For decades Loup Loup had to use pit toilets until flushing toilets were installed five years ago, Lynn said. Part of the ski rental shop is a recycled bus.
When a Rossignal ski team broke down in Mazama, the team left its bus with the local diesel mechanic rather than buy a new engine. The mechanic donated the bus to the Loup. The end of the bus was cut off and it was attached to the rental shop.
“It’s funky, but it suits us well,” Lynn said. “We have a real flavor here.”
The secondhand lift and repurposed bus are indicative of the atmosphere at the Loup.
“I grew up in Lake Tahoe skiing at the mega resorts where there can be a lot of attitude,” Lynn said. “It’s completely different here.
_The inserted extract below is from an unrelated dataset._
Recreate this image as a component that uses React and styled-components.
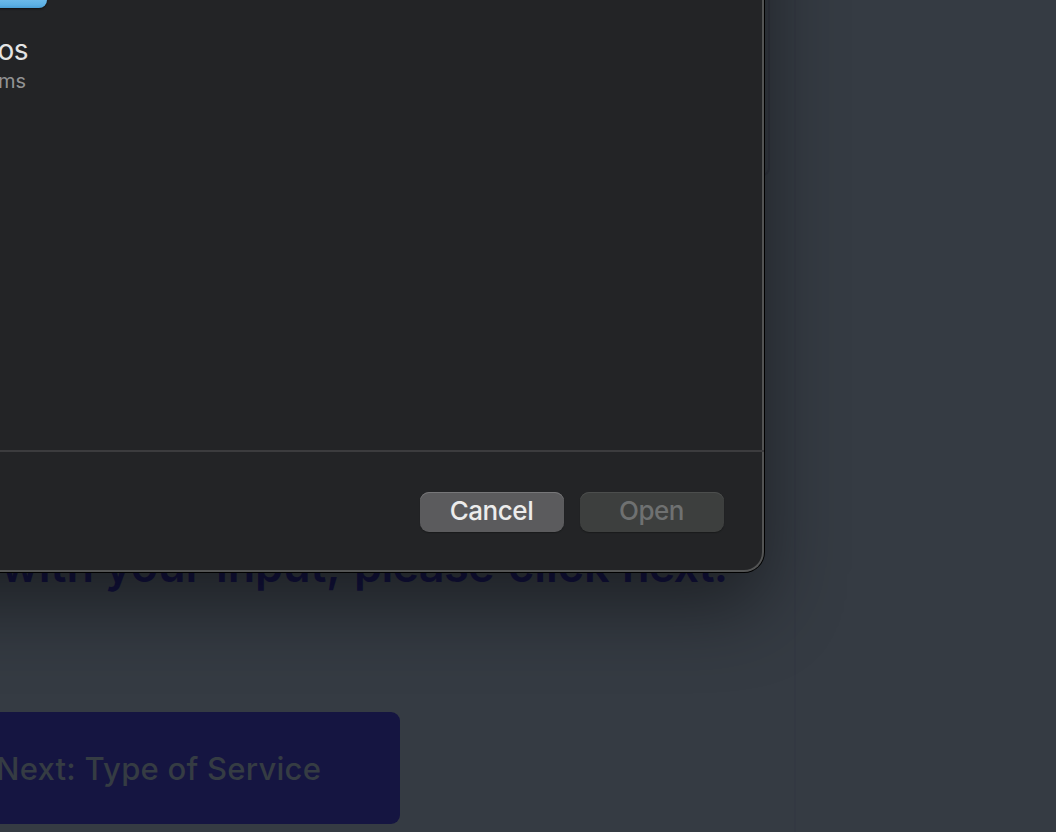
import React from "react";
import styled, { createGlobalStyle } from "styled-components";

const GlobalStyle = createGlobalStyle`
  * { box-sizing: border-box; }
  body { margin: 0; background: #353b43; overflow: hidden; }
`;

const Page = styled.div`
  position: relative;
  width: 1056px;
  height: 832px;
  overflow: hidden;
  background: #353b43;
  font-family: Inter, "Liberation Sans", sans-serif;
`;

const FormCard = styled.main`
  display: flex;
  flex-direction: column;
  align-items: flex-start;
  width: 796px;
  height: 832px;
  border-right: 2px solid #333842;
`;

const UploadPanel = styled.section`
  width: 770px;
  height: 176px;
  border: 2px solid #30343e;
  border-width: 0 2px 2px 0;
  border-radius: 0 0 8px 0;
`;

const Instruction = styled.p`
  display: flex;
  margin: 360px 0 0;
  height: 60px;
  padding-left: 1px;
  color: #131340;
  font-size: 45px;
  font-weight: 600;
  line-height: 60px;
  white-space: nowrap;
`;

const Word = styled.span`
  flex: none;
  width: ${(p) => p.$width}px;
  letter-spacing: ${(p) => p.$spacing || 0}px;
`;

const NextButton = styled.button`
  display: flex;
  align-items: center;
  width: 408px;
  height: 112px;
  margin: 116px 0 0 -8px;
  padding: 0 0 0 4px;
  border: 0;
  border-radius: 9px;
  background: #151541;
  color: #353c43;
  font-family: inherit;
  font-size: 31px;
  font-weight: 530;
  letter-spacing: 0.25px;
  white-space: nowrap;
`;

const Dialog = styled.div`
  position: absolute;
  top: -200px;
  left: -200px;
  display: flex;
  flex-direction: column;
  width: 964px;
  height: 772px;
  padding: 200px 0 0 200px;
  border: 2px solid #535454;
  border-top: 0;
  border-left: 0;
  border-radius: 20px;
  background: #232426;
  box-shadow: 0 0 0 1px #000, 0 34px 80px rgba(0, 0, 0, 0.45);
`;

const FileArea = styled.div`
  height: 450px;
`;

const FolderBottom = styled.div`
  width: 55px;
  height: 8px;
  margin-left: -8px;
  border-radius: 0 0 8px 0;
  background: linear-gradient(#6bb9e9 0, #5cb0e4 5px, #4a9fd6 8px);
  box-shadow: 0 1px 2px #111;
`;

const FolderName = styled.div`
  width: 28px;
  height: 32px;
  margin-top: 26px;
  display: flex;
  justify-content: flex-end;
  color: #e4e4e4;
  font-size: 28px;
  letter-spacing: -0.5px;
  line-height: 32px;
`;

const FolderCount = styled(FolderName)`
  width: 26px;
  margin-top: -1px;
  color: #929394;
  font-size: 20px;
  letter-spacing: 0;
`;

const Actions = styled.footer`
  display: flex;
  justify-content: flex-end;
  gap: 16px;
  height: 120px;
  margin-right: -2px;
  padding: 40px 40px 0 0;
  border-top: 2px solid #3c3c3e;
`;

const ActionButton = styled.button`
  width: 144px;
  height: 40px;
  padding: 0 1px 4px 0;
  border: 0;
  border-radius: 9px;
  background: ${(p) => (p.disabled ? "#3d3f3e" : "#5b5b5d")};
  color: ${(p) => (p.disabled ? "#6f7171" : "#ececec")};
  box-shadow: inset 0 1px 0 ${(p) => (p.disabled ? "#4c4e4d" : "#777779")}, 0 1px 1px #1a1b1c;
  font-family: inherit;
  font-size: 26px;
  font-weight: ${(p) => (p.disabled ? 450 : 480)};
  letter-spacing: -0.45px;
`;

const WORDS = [
  { text: "with", width: 104 },
  { text: "your", width: 111 },
  { text: "input,", width: 138, spacing: -0.1 },
  { text: "please", width: 154, spacing: -0.7 },
  { text: "click", width: 114 },
  { text: "next.", width: 104, spacing: -0.9 },
];

export default function App() {
  return (
    <Page>
      <GlobalStyle />
      <FormCard>
        <UploadPanel />
        <Instruction>
          {WORDS.map(({ text, width, spacing }) => (
            <Word key={text} $width={width} $spacing={spacing}>{text}</Word>
          ))}
        </Instruction>
        <NextButton>Next: Type of Service</NextButton>
      </FormCard>
      <Dialog role="dialog">
        <FileArea>
          <FolderBottom />
          <FolderName>Videos</FolderName>
          <FolderCount>items</FolderCount>
        </FileArea>
        <Actions>
          <ActionButton>Cancel</ActionButton>
          <ActionButton disabled>Open</ActionButton>
        </Actions>
      </Dialog>
    </Page>
  );
}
Nobody is going to look at you funny if you ski in your Carhartts. There is no attitude. It doesn’t matter what you wear.”
The Loup is one of the few Alpine ski areas in North America that is overshadowed by the Nordic skiing scene. Methow Valley is a mecca for Nordic skiing, but those who click in their heels at the Loup say the hill has everything they need.
“I’ve skied all the big hills and I’d just as soon hang out here,” said Jay Kehne, a board member who used to live in the Lake Tahoe area. “There are never lines and there is enough here to make anybody’s legs tired. I’m usually done by 3.”
With 1,240 vertical feet, the Loup has more vertical than three of the Summit at Snoqualmie’s four ski areas. And while it is smaller than most Washington ski areas, runs are not interrupted by Sno-Cat tracks as so many runs are at the state’s most popular resorts.
In addition to the main lift, the Loup has a short platter pull and a rope tow for beginners and a terrain park.
“It is a great place for the family,” said Dustin Mackie, Ron Mackie’s son. “When a kid goes down and hollers ‘Mom,’ about 10 moms turn their head.”
While you’ll find more challenging terrain around the Cascades, the Loup is no slouch.
In fact, the complaint Lynn hears most is that there is no easy way down from the top. The Double Z run is only marked green because it is the easiest way down.
“It is by no means a beginner run,” Lynn said. “You need to know what you are doing to go to the top of our hill. That is our one downfall.”